┌────────
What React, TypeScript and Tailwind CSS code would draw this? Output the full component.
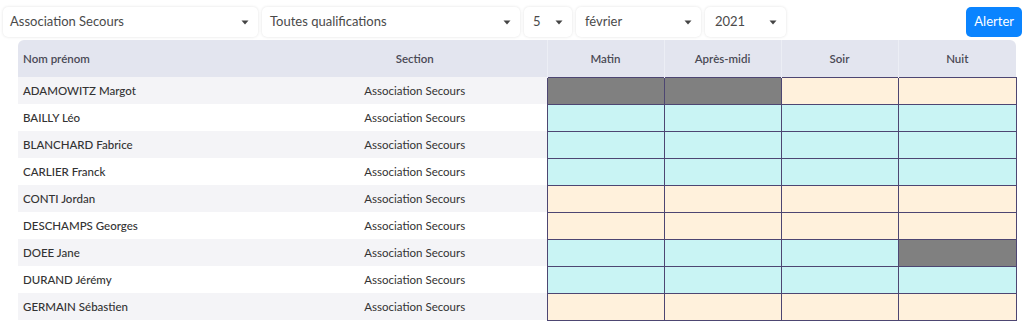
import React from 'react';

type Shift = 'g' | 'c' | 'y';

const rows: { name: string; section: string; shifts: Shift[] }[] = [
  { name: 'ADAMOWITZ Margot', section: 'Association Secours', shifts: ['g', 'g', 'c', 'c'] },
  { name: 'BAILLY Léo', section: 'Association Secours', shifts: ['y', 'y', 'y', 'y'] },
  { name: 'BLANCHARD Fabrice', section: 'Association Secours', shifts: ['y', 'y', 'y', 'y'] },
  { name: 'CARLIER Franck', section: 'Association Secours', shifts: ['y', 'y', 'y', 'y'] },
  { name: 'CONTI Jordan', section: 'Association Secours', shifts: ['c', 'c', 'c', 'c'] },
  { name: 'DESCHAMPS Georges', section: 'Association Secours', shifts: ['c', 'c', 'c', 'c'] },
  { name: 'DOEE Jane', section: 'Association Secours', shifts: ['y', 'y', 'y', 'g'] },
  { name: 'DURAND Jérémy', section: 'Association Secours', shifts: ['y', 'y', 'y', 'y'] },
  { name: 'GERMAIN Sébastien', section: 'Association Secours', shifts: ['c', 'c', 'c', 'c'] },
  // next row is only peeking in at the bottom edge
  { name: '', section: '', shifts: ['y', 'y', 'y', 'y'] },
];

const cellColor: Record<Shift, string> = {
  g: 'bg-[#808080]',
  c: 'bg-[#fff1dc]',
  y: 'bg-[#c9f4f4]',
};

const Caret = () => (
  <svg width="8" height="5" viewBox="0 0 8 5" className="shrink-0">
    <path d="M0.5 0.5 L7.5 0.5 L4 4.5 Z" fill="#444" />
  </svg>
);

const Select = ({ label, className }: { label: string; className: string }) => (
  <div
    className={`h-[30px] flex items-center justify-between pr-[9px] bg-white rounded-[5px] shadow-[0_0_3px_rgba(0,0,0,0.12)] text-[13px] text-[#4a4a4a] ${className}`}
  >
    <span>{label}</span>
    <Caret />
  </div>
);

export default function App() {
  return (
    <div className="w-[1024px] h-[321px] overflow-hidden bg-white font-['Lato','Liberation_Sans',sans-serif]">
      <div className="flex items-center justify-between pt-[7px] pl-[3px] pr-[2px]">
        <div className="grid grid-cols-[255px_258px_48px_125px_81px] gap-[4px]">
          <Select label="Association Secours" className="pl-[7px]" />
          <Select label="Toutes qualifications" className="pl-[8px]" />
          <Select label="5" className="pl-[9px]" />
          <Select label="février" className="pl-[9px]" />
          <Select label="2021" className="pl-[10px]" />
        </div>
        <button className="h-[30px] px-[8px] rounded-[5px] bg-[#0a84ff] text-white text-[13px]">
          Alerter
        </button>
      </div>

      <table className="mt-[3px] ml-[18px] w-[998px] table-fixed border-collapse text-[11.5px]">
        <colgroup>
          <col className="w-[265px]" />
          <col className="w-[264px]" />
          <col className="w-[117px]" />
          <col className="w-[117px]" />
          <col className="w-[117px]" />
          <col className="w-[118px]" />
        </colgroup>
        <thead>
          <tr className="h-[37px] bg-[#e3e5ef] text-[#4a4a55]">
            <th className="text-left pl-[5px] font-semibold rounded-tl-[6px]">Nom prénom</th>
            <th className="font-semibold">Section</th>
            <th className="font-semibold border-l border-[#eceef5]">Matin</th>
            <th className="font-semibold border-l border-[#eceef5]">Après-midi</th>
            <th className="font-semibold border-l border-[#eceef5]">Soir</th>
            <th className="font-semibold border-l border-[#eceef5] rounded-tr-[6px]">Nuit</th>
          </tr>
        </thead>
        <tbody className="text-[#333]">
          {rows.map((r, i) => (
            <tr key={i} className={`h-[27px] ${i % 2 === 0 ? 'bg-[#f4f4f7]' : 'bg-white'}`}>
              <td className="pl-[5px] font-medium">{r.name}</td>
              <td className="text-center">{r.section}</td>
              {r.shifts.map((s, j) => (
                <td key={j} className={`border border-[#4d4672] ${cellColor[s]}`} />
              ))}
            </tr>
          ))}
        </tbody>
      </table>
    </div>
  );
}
└────────
◆ SHORT TASK ◆
Repeat, exactly and in full, each line from the start of the data to the line that contains "type Shift = 'g' | 'c' | 'y';". Pictures do not go in.

◆ SOLUTION TO THE PROBLEM ◆
What React, TypeScript and Tailwind CSS code would draw this? Output the full component.
import React from 'react';

type Shift = 'g' | 'c' | 'y';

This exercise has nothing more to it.